Apple To Open Its First Store In India In 2021, Says CEO Tim Cook

Apple Inc. plans to open an online retailing outlet for its products for Indian consumers later this year while the company plans to open its first flagship physical store in one of the fastest growing smartphone markets of the world next year, said the United States based tech giant’s chief executive Tim Cook.

In order for Apple to open a store in India without partnering with any domestic partner it was necessary for the company to first acquire a special approval from the Indian government – which apparently has already been given to it.

The announcement from Cook came during the annual general meeting of the shareholders of the company.
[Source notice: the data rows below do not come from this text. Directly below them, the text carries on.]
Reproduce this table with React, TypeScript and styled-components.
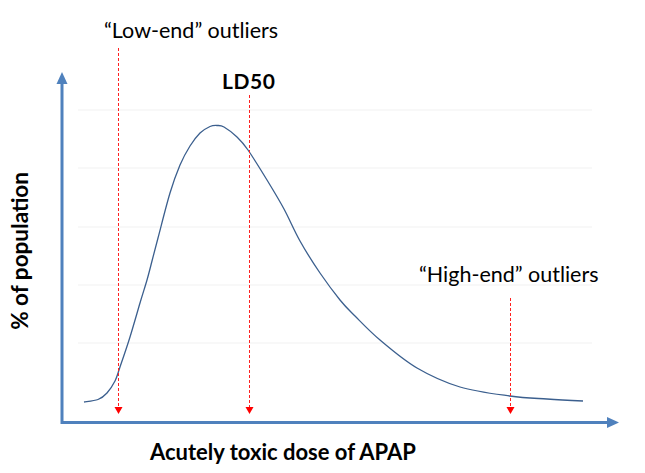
import React from 'react';
import styled, {createGlobalStyle} from 'styled-components';

/* ====== Data ====== */

const curvePoints: [number, number][] = [
  [84, 402], [98, 399.5], [107, 393], [115, 381], [120, 367], [130, 337],
  [140, 303], [147, 280], [152, 261], [158, 238], [170, 193], [180, 165],
  [190, 146], [200, 133], [210, 126.5], [217, 125.5], [224, 127], [237, 137],
  [248, 150], [267, 180], [284, 209], [300, 241], [320, 273], [340, 300],
  [355, 316], [380, 340], [417, 368], [460, 387], [510, 396], [547, 399],
  [583, 401],
];

const gridLines = [110, 168, 227, 285, 343];

const markers = [
  { x: 118, top: 48 },
  { x: 249, top: 95 },
  { x: 510, top: 298 },
];

const ARROW_TIP = 414;

const smoothPath = (pts: [number, number][]) => {
  let d = `M${pts[0][0]},${pts[0][1]}`;
  for (let i = 0; i < pts.length - 1; i++) {
    const p0 = pts[i - 1] || pts[i];
    const p1 = pts[i];
    const p2 = pts[i + 1];
    const p3 = pts[i + 2] || p2;
    const c1x = p1[0] + (p2[0] - p0[0]) / 6;
    const c1y = p1[1] + (p2[1] - p0[1]) / 6;
    const c2x = p2[0] - (p3[0] - p1[0]) / 6;
    const c2y = p2[1] - (p3[1] - p1[1]) / 6;
    d += ` C${c1x.toFixed(1)},${c1y.toFixed(1)} ${c2x.toFixed(1)},${c2y.toFixed(1)} ${p2[0]},${p2[1]}`;
  }
  return d;
};

/* ====== Containers ====== */

const GlobalStyle = createGlobalStyle`
  html, body {
    margin: 0;
    padding: 0;
    background: #ffffff;
  }
`

const Figure = styled.div`
  display: grid;
  grid-template-columns: 40px 1fr;
  grid-template-rows: 432px 1fr;
  width: 645px;
  height: 473px;
  background: #ffffff;
  font-family: Lato, "Open Sans", sans-serif;
  color: #000000;
  overflow: hidden;
`

const YTitleCell = styled.div`
  grid-row: 1;
  grid-column: 1;
  display: flex;
  align-items: center;
  justify-content: center;
  padding-top: 70px;
`

const XTitleCell = styled.div`
  grid-row: 2;
  grid-column: 2;
  padding: 9px 0 0 110px;
`

/* ====== Text Elements ====== */

const YTitle = styled.span`
  writing-mode: vertical-rl;
  transform: rotate(180deg);
  font-size: 22.5px;
  font-weight: 700;
  line-height: 1;
  white-space: nowrap;
`

const XTitle = styled.span`
  font-size: 22px;
  font-weight: 700;
  line-height: 1;
  white-space: nowrap;
`

const ChartLabel = styled.text<{ $bold?: boolean }>`
  font-family: Lato, "Open Sans", sans-serif;
  font-size: ${p => (p.$bold ? '21px' : '21.5px')};
  font-weight: ${p => (p.$bold ? 700 : 400)};
  letter-spacing: ${p => (p.$bold ? '0.6px' : '0')};
  fill: #000000;
`

/* ====== Chart ====== */

const Chart = () => (
  <svg width="605" height="432" viewBox="40 0 605 432">
    {gridLines.map(y => (
      <line key={y} x1={78} x2={592} y1={y} y2={y} stroke="#f1f1f1" strokeWidth={1} />
    ))}

    <path d={smoothPath(curvePoints)} fill="none" stroke="#3b5f8e" strokeWidth={1.3} />

    {markers.map(m => (
      <g key={m.x}>
        <line
          x1={m.x + 0.5}
          x2={m.x + 0.5}
          y1={m.top}
          y2={ARROW_TIP - 6}
          stroke="#ff2020"
          strokeWidth={1}
          strokeDasharray="3 2"
        />
        <polygon
          points={`${m.x - 3.5},${ARROW_TIP - 7} ${m.x + 4.5},${ARROW_TIP - 7} ${m.x + 0.5},${ARROW_TIP}`}
          fill="#ff0000"
        />
      </g>
    ))}

    <polyline points="62,84 62,422.5 608,422.5" fill="none" stroke="#4f81bd" strokeWidth={3} />
    <polygon points="56.5,84 67.5,84 62,72" fill="#4f81bd" />
    <polygon points="607,417 607,428 619,422.5" fill="#4f81bd" />

    <ChartLabel x={104} y={38}>“Low-end” outliers</ChartLabel>
    <ChartLabel x={222} y={89} $bold>LD50</ChartLabel>
    <ChartLabel x={419} y={282}>“High-end” outliers</ChartLabel>
  </svg>
);

/* ====== Components ====== */

const App = () => (
  <>
    <GlobalStyle />
    <Figure>
      <YTitleCell>
        <YTitle>% of population</YTitle>
      </YTitleCell>
      <Chart />
      <XTitleCell>
        <XTitle>Acutely toxic dose of APAP</XTitle>
      </XTitleCell>
    </Figure>
  </>
);

export default App;
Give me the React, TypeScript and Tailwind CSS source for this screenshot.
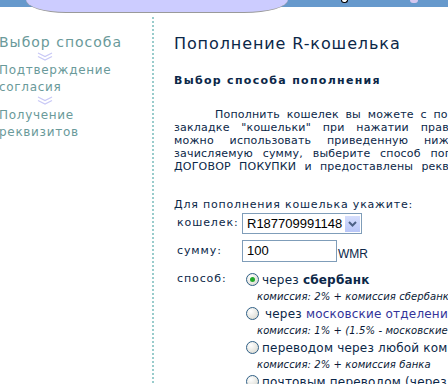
import React from "react";

const navy = "text-[#0b2748]";

function Chevrons() {
  return (
    <svg width="16" height="9" viewBox="0 0 16 9" className="ml-[37px]">
      <polyline points="1,1 8,4.5 15,1" fill="none" stroke="#c9c9f6" strokeWidth="1.2" />
      <polyline points="1,4.5 8,8 15,4.5" fill="none" stroke="#c9c9f6" strokeWidth="1.2" />
    </svg>
  );
}

function Radio({ checked }: { checked?: boolean }) {
  return (
    <span className="flex h-[13px] w-[13px] shrink-0 items-center justify-center rounded-full border border-[#2f5f86] bg-[radial-gradient(circle_at_35%_30%,#ffffff_0,#e6e6e0_60%,#d2cfc6_100%)]">
      {checked && <span className="h-[5px] w-[5px] rounded-full bg-[#22a82a]" />}
    </span>
  );
}

function Option({
  checked,
  label,
  fee,
  gap = "gap-[3px]",
}: {
  checked?: boolean;
  label: React.ReactNode;
  fee: string;
  gap?: string;
}) {
  return (
    <div>
      <div className={`flex h-[17px] items-center ${gap} text-[12px] tracking-[0.2px] ${navy}`}>
        <Radio checked={checked} />
        <span className="whitespace-nowrap">{label}</span>
      </div>
      <div className="h-[17px] whitespace-nowrap pl-[11px] text-[10px] italic leading-[17px] tracking-[0.1px] text-[#0a1a36]">
        {fee}
      </div>
    </div>
  );
}

export default function App() {
  return (
    <div className="h-[384px] w-[448px] overflow-hidden bg-white font-['DejaVu_Sans',Verdana,sans-serif]">
      {/* header tab */}
      <div className="flex h-[13px] items-start bg-[linear-gradient(to_bottom,#6699cc_7px,#ffffff_7px)]">
        <div className="ml-[26px] h-[13px] w-[262px] shrink-0 rounded-bl-[40px_13px] rounded-br-[44px_13px] border-b border-[#9a9a9a] bg-[#ccccff]" />
        <div className="ml-[53px] h-[3px] w-[7px] shrink-0 rounded-b-[3px] border border-t-0 border-black bg-white" />
        <div className="ml-[62px] h-[3px] w-[8px] shrink-0 rounded-b-[4px] bg-[#d6c8f0]" />
      </div>

      <div className="flex">
        {/* left steps */}
        <div className="w-[152px] shrink-0 pt-[20px] text-[#6a9a9a]">
          <div className="-ml-[1px] text-[14px] leading-[18px] tracking-[1px]">Выбор способа</div>
          <div className="mt-[1px]">
            <Chevrons />
          </div>
          <div className="-ml-[1px] mt-[1px] text-[12px] leading-[17px] tracking-[0.7px]">
            Подтверждение
            <br />
            согласия
          </div>
          <div>
            <Chevrons />
          </div>
          <div className="-ml-[1px] mt-[2px] text-[12px] leading-[17px] tracking-[0.7px]">
            Получение
            <br />
            реквизитов
          </div>
        </div>

        {/* dotted divider */}
        <div className="mt-[4px] h-[380px] w-[2px] shrink-0 bg-[repeating-linear-gradient(to_bottom,#99cccc_0_2px,transparent_2px_4px)]" />

        {/* content */}
        <div className={`w-[420px] shrink-0 pl-[20px] pt-[21px] ${navy}`}>
          <h1 className="whitespace-nowrap text-[16px] leading-[20px] tracking-[0.9px]">Пополнение R-кошелька</h1>
          <h2 className="mt-[20px] whitespace-nowrap text-[11px] font-bold leading-[14px] tracking-[1.3px]">
            Выбор способа пополнения
          </h2>

          <div className="mt-[20px] whitespace-nowrap text-[11px] leading-[13px] tracking-[0.2px]">
            <div className="pl-[41px] [word-spacing:3px]">Пополнить кошелек вы можете с помощью программы</div>
            <div className="[word-spacing:8px]">закладке "кошельки" при нажатии правой кнопки</div>
            <div className="[word-spacing:12px]">можно использовать приведенную ниже форму</div>
            <div className="[word-spacing:6px]">зачисляемую сумму, выберите способ пополнения</div>
            <div className="[word-spacing:4.5px]">ДОГОВОР ПОКУПКИ и предоставлены реквизиты</div>
          </div>

          <div className="mt-[25px] whitespace-nowrap text-[11px] leading-[13px] tracking-[0.8px]">
            Для пополнения кошелька укажите:
          </div>

          <div className="mt-[2px] grid grid-cols-[68px_auto] items-center gap-y-[6px] text-[11px]">
            <span className="pl-[3px] tracking-[0.9px]">кошелек:</span>
            <div className="flex h-[21px] w-[120px] items-center justify-between border border-[#7f9db9] pl-[4px] pr-[1px] font-['Liberation_Sans',Arial,sans-serif] text-[13px] text-black">
              <span>R187709991148</span>
              <span className="flex h-[16px] w-[15px] items-center justify-center bg-[linear-gradient(to_bottom,#d6defc,#b9c6f8)]">
                <svg width="9" height="6" viewBox="0 0 9 6">
                  <polyline points="1,1 4.5,4.5 8,1" fill="none" stroke="#4d6185" strokeWidth="2" />
                </svg>
              </span>
            </div>

            <span className="pl-[3px] tracking-[0.9px]">сумму:</span>
            <div className="flex items-end">
              <div className="flex h-[22px] w-[95px] items-center border border-[#7f9db9] pl-[4px] font-['Liberation_Sans',Arial,sans-serif] text-[13px] text-black">
                100
              </div>
              <span className="ml-[1px] font-['Liberation_Sans',Arial,sans-serif] text-[12px] leading-[15px]">WMR</span>
            </div>
          </div>

          <div className="mt-[10px] grid grid-cols-[72px_auto]">
            <span className="pl-[3px] text-[11px] leading-[14px] tracking-[0.9px]">способ:</span>
            <div className="-mt-[1px]">
              <Option
                checked
                label={
                  <>
                    через <b>сбербанк</b>
                  </>
                }
                fee="комиссия: 2% + комиссия сбербанка"
              />
              <Option
                gap="gap-[6px]"
                label={
                  <>
                    через <span className="text-[#333399]">московские отделения</span>
                  </>
                }
                fee="комиссия: 1% + (1.5% - московские"
              />
              <Option label="переводом через любой коммерческий" fee="комиссия: 2% + комиссия банка" />
              <Option label="почтовым переводом (через почту)" fee="комиссия: 2% + почтовый сбор" />
            </div>
          </div>
        </div>
      </div>
    </div>
  );
}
India is the second largest smartphone market of the world after China and the move by Apple to venture into the market directly was anticipated by the market and investors for quite some time now. However what was new was the announcement of a specific date for the same.

Laws that prevented foreign companies to open up single-brand stores in the country were changed by the Indian government in 2018. Despite this, the government in India wanted Apple to open its single brand stores after partnering up with a local partner, Cook said.   

He didn’t think Apple would be a “good partner”, Cook told investors at the meeting.

“We like to do things our way,” he said.

Currently, the business model of Apple in India involves selling of its products through third party stores. However it has not been able to make a mark in the smartphone market share in the country and lags well behind market leaders such as South Korea’s Samsung and China’s Huawei.

According to analysts, Apple is betting on a spur in growth for its growth in developing markets other than China – such as India, because the company had reported a drop in demand for its products in China even before the country was hit by the coronavirus outbreak.

One of the notable incidents that happened at the annual shareholders’ meeting was a voting on a proposal brought in by a shareholder group urging the company to change the manner in which it responds to requests from the government of the various markets it operates in about taking down apps from its marketplace. Even though the proposal was defeated in the voting, it saw an unusually large support from the shareholders present and voting compared to the outcome of similar proposals brought in the past.

The proposal has urged Apple to make a public commitment to respecting “freedom of expression as a human right.” This proposal was related to Apple deciding to remove an app from its marketplace in China that allowed its Chinese users to bypass the so called Great Wall of China designed to prevent access to international websites. The Chinese government had asked for its removal in 2017. The proposal also pertained to the removal of an app that democracy protesters in Hong Kong used to communicate with each other and avoid being tracked and blocked by China’s internet restrictions.